ARTIST'S STATEMENT
Paintings
I remember as an art student looking at a Tiepolo painting and noticing imprints of brush strokes beneath the surface that were not part of the final composition. These strokes represented something Tiepolo had painted over; a rejection of one passage or idea for another, a change of mind. By observing the history and dimensionality of marks left in the wake of the evolution of the painting I felt that I was there, watching Tiepolo at work.
My recent abstract paintings are a kind of alchemy of controlled accidents, random play and unexpected relationships that acquire greater significance as the making and layering of the painting evolves. My work, in part, reflects a meditation on surface and relies increasingly on working with a multiplicity of mediums, including oil paints, shellac, metal patinas, incandescent powders and photographic emulsions & chemicals. As layers are built up, the earliest areas resonate from beneath and in some way tease the surface of the finished work. In this sense, surface becomes an archeological record and a topography, a memoir of the making of the painting and competes in importance with the image, expanding perception.
Through small points of pigment applied in layers over disorderly surfaces, these paintings map ambiguous relationships of clusters and patterns - semaphores from of a hermetic world without objects or comfortable references.
Photography
I am attracted to alternative ways in which cameras see the world. I was trained as a painter and printmaker. I was asked to teach photography at my school in 1986. I had never previously been in a darkroom but after a year or so of teaching the course, my fascination with photographic possibilities prompted me to give up printmaking for photography. I built my first pinhole cameras about two years later when all my camera equipment was stolen.

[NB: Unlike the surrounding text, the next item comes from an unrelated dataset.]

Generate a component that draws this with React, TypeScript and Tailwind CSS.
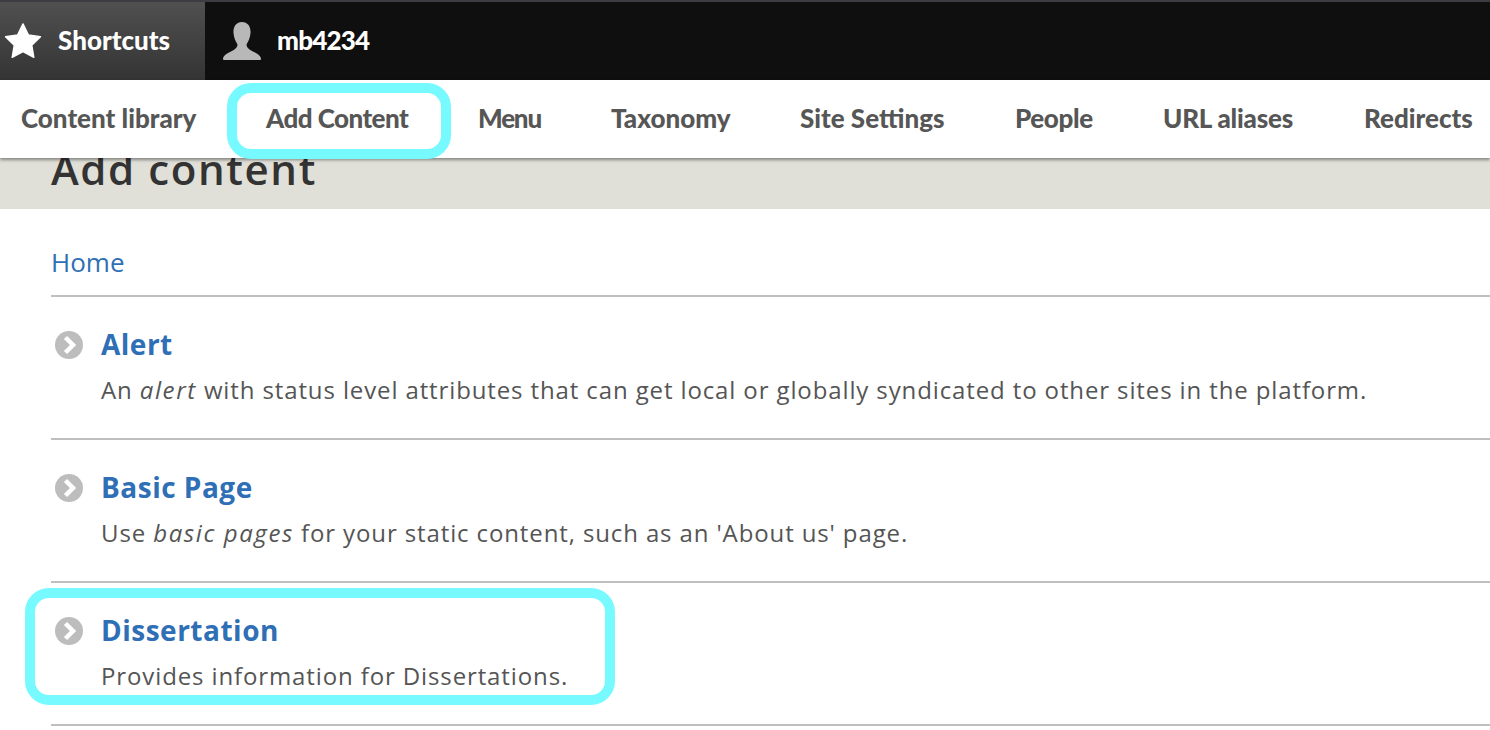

I modify the tonality and surface of my black & white photographs with bleaches, fixer, toners and emulsions as well as exposing them to light at inappropriate times. I am one of many artists who find it a challenge to explore the alchemy of melding dissimilar media, hoping to create a rich kaleidoscopic surface that is as seductive as the image and hints at an ambiguous time of origin
Having lived and photographed in urban environments most of my life, I have witnessed time and again the sustained birth and decay of cultures and place, the constant flux of cities. Many of the places I have photographed over time have been altered. These places could have declined or they could have been completely replaced with something new. I like to think of my photographs as visual memories, existing in a parallel world.
Pinhole Photography
I am attracted to alternative ways in which cameras see the world. I was trained as a painter and printmaker. I was asked to teach photography at my school in 1986. I had never previously been in a darkroom but after a year or so of teaching the course, my fascination with photographic possibilities prompted me to give up printmaking for photography. I built my first pinhole cameras about two years later when all my camera equipment was stolen.
I attempt to give a painterly quality to my photographs by modifying them with bleaches, fixer, toners and emulsions as well as exposing them to light at inappropriate times. I am one of many artists who find it a challenge to explore the alchemy of melding dissimilar media, hoping to create a rich kaleidoscopic surface that is as seductive as the image.
The largest body of my work consists of pinhole cityscapes; an ongoing series I call "The Bent Cities Project". Having lived and photographed in urban environments most of my life, I have witnessed the constant flux of cities - the sustained birth and decay of urban spaces. I have photographed these places many times over the years where at times they have become altered, have declined or have been completely replaced with something new. I mimic this urban change by curving, twisting or angling the negatives in my pinhole cameras to create "bent" cityscapes of an indeterminate time. I want these images to look as if they have become luminous wrecks of a dubious age, leaving surface time maps chronicling the signs and blemishes of extended use - images tainted by humans, the sun, weather and the seasons.